The Ba2 rating on the facility recognizes the benefits of the security package, which includes all material assets of Pillowtex and its domestic subsidiaries as well as a pledge of 100% of the capital stock of the domestic subsidiaries and 65% of the capital stock of foreign subsidiaries. The facilities are also guaranteed by all domestic subsidiaries. In its analysis of a distress scenario, Moody's concluded that the combination of physical asset value and quality brand names could lead to a reorganization providing full protection to the secured lenders.
The B2 rating on the guaranteed senior subordinated notes also reflects their contractual subordination to the secured lenders.
Pillowtex's proposed notes will refinance its existing credit facility as well as Fieldcrest's 11% notes. Remaining Fieldcrest obligations, including the 6% convertible subordinated debentures, will be solely the obligations of Fieldcrest as a wholly-owned subsidiary of Pillowtex. Moody's withdrew the rating on the convertibles because separate financials are not expected to be available for the Fieldcrest subsidiary.
On a last 12 months pro forma basis, assuming conversion of the Fieldcrest 6% debentures, the combined entity's debt represents a steep 74% of book capitalization and 92% of tangible book capitalization The fixed charge coverage, inclusive of rents is low at 1.5 times while EBITDA less capital expenditures covers interest 1.3 times. Moody's believes that the process of integration of a much larger company, realignment of assets, and planned commencement of a significant capital expenditure program could stress coverages even further for the first 12 months. However, improved production capability, particularly in sheets, reduction in overhead costs and shedding of non-essential assets may improve operating margins and EBIT return on assets over time.
The new entity's seasonal working capital needs should be less than Pillowtex's alone due to the broader product mix. Pillowtex's competitive stance regarding department stores required higher inventories of blankets and certain licensed top of the bed products. The inventory days peaked at 179 at nine months 1997, but should decrease to about 100 days on a year end pro forma basis.
The company has begun a multi-year, $240 million capital expenditure program partially designed by Fieldcrest which will focus equipment upgrades, automation, operational logistics and information systems controls. Much of the investment is targeted at the Kannapolis plant, particularly in sheets. Any cash generated from the sale of non-core assets will be used to accelerate the capital expenditure plan.
On a pro forma basis, the company will depend on Wal-Mart for 19% of sales. This concentration risk is mitigated by the company's position as the sole U.S. supplier of top-of the bed products to Wal-Mart.

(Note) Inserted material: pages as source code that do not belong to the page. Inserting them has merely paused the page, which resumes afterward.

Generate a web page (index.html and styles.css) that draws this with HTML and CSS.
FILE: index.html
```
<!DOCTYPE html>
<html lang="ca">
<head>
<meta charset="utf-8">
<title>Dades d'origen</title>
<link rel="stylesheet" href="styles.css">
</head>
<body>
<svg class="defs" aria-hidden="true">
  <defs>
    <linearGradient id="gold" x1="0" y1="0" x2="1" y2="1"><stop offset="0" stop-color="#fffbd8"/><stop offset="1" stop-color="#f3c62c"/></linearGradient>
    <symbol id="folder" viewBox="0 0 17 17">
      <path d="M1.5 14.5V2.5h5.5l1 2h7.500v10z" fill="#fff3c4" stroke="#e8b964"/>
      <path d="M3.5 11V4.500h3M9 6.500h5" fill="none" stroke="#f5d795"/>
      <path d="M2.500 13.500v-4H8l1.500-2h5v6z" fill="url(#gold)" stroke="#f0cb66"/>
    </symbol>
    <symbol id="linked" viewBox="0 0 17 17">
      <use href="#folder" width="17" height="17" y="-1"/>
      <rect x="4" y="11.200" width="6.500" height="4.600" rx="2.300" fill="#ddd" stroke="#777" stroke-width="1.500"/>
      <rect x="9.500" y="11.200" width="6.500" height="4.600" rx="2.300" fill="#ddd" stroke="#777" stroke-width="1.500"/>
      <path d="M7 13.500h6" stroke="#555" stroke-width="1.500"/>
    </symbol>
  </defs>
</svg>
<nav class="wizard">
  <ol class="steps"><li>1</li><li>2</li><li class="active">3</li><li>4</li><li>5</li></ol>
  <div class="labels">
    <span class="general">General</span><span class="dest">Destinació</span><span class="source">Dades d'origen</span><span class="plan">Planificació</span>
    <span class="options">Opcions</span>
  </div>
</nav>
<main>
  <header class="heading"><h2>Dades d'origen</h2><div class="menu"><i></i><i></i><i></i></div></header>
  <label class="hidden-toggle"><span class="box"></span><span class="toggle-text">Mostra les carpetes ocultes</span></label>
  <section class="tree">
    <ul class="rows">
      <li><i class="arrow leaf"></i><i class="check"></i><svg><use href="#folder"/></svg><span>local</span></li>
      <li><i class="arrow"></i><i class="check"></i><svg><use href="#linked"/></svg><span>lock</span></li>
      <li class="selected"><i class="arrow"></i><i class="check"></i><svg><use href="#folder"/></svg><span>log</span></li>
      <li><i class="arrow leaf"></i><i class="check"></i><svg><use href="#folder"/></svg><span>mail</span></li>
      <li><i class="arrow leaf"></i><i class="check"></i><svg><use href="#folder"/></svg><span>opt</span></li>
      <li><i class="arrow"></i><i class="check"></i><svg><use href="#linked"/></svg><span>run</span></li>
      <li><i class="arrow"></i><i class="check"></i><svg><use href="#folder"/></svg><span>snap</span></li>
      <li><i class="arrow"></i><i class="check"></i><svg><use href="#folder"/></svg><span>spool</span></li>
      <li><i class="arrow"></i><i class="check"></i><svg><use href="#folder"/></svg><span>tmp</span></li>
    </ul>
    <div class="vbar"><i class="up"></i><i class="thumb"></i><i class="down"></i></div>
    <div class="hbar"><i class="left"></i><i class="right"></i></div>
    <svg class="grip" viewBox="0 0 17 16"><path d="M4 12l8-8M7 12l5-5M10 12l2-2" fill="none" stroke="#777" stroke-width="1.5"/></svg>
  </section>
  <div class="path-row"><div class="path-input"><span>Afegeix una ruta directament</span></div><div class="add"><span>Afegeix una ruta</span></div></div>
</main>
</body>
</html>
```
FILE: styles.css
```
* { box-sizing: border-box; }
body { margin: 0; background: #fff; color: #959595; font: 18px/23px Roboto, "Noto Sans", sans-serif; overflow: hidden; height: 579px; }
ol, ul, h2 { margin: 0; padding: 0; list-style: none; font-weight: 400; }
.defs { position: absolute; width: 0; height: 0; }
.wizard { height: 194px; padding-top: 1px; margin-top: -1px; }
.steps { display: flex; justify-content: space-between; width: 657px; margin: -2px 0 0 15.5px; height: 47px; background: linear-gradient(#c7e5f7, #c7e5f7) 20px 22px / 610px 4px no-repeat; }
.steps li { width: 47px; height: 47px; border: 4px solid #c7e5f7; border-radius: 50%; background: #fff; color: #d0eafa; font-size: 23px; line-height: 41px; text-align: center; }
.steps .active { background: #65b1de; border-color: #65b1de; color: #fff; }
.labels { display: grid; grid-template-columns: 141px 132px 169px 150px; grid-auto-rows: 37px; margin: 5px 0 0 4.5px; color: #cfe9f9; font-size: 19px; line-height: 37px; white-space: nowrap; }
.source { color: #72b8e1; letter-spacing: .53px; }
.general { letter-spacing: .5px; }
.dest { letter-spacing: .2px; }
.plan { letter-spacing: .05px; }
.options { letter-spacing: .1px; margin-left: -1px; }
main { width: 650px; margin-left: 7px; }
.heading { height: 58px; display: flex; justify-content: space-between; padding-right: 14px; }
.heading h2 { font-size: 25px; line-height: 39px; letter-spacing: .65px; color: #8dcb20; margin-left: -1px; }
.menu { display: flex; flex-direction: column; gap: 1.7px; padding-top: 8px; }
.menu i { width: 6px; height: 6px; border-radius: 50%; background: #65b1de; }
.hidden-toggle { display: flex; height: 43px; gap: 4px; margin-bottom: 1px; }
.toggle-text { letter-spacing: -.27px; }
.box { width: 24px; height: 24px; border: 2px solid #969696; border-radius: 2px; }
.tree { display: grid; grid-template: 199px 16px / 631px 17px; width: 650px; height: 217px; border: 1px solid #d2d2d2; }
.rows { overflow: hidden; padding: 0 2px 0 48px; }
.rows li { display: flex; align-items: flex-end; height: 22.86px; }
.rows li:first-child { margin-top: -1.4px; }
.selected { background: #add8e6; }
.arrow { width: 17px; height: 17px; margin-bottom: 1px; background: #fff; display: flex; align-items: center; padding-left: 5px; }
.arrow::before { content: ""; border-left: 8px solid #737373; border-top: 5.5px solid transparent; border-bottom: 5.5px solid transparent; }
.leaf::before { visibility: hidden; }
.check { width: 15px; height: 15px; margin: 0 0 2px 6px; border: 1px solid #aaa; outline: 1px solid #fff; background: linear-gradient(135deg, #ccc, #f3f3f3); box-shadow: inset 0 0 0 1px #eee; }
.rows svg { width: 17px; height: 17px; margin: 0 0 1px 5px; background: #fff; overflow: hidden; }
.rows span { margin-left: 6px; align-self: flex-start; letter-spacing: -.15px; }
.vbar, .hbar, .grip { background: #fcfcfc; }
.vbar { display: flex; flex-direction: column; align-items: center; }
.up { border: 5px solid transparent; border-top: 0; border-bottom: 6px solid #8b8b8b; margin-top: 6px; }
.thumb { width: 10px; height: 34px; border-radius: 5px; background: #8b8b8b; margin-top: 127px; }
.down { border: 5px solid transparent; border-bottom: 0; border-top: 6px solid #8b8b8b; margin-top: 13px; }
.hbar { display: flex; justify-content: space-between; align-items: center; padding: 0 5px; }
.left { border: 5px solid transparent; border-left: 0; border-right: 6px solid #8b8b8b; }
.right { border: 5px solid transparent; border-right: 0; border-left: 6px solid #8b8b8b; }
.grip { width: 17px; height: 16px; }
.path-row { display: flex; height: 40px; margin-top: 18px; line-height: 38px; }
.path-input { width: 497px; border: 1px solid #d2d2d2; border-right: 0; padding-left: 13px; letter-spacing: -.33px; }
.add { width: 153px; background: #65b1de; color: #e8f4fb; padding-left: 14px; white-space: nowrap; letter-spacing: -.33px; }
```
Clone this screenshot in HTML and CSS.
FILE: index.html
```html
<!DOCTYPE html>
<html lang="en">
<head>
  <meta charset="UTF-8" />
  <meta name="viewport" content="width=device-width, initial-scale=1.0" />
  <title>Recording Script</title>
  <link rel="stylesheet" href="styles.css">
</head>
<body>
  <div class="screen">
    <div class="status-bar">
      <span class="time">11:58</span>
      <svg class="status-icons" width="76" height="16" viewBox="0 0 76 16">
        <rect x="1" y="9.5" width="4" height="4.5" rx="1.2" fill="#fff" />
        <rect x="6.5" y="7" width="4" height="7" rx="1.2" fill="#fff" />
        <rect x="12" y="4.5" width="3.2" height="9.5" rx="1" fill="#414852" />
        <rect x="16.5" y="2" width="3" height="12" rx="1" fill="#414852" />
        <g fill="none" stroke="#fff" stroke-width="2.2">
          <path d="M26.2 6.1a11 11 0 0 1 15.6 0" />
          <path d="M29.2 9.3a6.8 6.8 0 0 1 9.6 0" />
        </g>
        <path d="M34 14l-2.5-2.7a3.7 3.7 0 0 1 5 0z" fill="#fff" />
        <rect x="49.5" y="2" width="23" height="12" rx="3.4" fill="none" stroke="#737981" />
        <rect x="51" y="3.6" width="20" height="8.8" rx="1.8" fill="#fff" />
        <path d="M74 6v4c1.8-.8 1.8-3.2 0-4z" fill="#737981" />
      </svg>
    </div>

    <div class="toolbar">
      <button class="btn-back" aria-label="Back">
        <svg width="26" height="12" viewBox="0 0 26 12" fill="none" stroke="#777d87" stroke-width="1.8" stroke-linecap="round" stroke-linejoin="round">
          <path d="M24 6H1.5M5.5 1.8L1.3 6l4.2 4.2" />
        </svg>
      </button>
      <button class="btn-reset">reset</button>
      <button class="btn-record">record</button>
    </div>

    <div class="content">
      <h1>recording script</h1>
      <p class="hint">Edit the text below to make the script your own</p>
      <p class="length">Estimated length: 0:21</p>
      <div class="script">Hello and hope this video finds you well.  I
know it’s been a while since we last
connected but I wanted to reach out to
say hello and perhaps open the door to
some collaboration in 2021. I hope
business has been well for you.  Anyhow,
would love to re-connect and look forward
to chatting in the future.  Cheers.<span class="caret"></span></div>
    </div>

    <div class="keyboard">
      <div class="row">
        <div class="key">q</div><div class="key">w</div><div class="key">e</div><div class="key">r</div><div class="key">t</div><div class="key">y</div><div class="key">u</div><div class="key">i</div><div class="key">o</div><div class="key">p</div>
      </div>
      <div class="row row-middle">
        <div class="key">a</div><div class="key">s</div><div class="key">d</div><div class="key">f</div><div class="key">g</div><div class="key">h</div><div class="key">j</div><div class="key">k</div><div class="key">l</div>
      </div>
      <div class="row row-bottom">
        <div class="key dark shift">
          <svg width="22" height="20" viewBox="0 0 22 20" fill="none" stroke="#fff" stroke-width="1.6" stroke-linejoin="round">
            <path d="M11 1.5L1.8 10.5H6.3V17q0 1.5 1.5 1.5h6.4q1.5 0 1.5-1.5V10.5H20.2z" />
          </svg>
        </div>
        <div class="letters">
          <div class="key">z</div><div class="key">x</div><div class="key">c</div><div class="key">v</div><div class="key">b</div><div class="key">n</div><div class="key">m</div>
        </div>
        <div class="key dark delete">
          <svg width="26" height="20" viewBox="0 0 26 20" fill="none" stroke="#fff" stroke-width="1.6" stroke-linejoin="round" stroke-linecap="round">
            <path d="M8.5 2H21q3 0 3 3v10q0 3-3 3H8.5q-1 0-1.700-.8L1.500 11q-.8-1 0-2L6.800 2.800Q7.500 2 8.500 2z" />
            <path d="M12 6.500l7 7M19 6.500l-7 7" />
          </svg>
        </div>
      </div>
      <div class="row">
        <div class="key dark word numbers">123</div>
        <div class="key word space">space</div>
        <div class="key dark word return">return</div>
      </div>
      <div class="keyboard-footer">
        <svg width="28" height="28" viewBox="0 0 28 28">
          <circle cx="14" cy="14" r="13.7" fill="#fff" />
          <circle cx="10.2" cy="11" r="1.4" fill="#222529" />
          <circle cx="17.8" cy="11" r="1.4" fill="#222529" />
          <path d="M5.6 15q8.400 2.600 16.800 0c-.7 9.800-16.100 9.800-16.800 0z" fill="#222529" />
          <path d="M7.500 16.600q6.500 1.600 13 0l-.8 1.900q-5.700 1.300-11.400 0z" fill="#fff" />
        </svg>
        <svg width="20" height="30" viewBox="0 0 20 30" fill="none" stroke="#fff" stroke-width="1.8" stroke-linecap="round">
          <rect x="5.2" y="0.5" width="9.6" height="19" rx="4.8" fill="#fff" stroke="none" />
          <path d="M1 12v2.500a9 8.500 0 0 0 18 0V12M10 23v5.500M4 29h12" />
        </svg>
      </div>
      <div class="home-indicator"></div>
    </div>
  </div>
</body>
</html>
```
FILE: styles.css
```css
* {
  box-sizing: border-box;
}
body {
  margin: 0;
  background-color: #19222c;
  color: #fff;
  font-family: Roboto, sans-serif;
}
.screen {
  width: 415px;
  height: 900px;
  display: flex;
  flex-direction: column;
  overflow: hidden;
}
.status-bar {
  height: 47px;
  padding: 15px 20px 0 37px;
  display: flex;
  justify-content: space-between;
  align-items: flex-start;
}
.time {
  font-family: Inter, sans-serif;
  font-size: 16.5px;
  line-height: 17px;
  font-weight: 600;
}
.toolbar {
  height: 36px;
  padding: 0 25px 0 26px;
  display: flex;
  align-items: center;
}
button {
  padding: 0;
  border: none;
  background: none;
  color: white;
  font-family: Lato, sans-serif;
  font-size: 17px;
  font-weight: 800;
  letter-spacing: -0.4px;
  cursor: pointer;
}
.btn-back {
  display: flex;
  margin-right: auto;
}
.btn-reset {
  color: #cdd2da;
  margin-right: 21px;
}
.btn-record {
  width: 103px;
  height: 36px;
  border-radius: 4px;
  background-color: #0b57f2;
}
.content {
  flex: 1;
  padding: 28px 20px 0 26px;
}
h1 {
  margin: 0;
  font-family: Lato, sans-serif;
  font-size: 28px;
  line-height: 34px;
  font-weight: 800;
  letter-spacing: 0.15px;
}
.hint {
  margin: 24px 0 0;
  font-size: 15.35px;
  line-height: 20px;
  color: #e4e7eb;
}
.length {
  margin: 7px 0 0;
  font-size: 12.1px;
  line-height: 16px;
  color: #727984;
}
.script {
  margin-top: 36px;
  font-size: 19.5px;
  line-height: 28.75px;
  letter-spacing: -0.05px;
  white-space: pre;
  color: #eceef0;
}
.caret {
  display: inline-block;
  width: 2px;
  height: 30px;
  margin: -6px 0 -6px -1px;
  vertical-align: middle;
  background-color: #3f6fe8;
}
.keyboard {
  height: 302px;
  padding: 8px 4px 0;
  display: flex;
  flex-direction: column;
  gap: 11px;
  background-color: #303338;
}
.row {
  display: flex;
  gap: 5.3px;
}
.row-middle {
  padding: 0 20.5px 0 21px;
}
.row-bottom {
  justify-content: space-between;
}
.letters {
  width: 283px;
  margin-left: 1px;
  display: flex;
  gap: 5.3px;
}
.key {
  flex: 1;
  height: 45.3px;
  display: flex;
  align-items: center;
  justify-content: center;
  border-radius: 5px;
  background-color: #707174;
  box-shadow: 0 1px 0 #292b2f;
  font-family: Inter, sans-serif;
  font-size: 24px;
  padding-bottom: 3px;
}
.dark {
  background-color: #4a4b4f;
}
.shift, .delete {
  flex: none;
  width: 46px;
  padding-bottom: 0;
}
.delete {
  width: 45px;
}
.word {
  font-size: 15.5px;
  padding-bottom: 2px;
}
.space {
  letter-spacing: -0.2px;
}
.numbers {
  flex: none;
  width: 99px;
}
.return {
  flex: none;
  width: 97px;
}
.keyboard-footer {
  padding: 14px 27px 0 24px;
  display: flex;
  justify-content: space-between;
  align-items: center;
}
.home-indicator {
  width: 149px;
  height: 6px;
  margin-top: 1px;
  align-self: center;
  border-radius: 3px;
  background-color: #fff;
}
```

Pillowtex Corporation is a closely held public company based in Dallas, Texas. It is a leader in the design, manufacture and distribution of bed pillows, blankets, mattress pads, down comforters, and other bedroom furnishings. It markets under numerous company-owned trademarks, trade names and customer-owned private labels, as well as certain licensed trademarks including Ralph Lauren Home Collection, Cannon, Royal Velvet, Charisma, Touch of Class, Comforel, Martex, Mickey & Co., and Dacron.
Fieldcrest Cannon, Inc., located in Kannapolis, North Carolina, is a leader in the manufacturing and marketing of home furnishing products, primarily towels and sheeting, under the trademarks Fieldcrest, Cannon, Royal Velvet, Charisma, Touch of Class, St. Mary's, Cannon Royal Family, Caldwell, Sure Fit, and private label brands.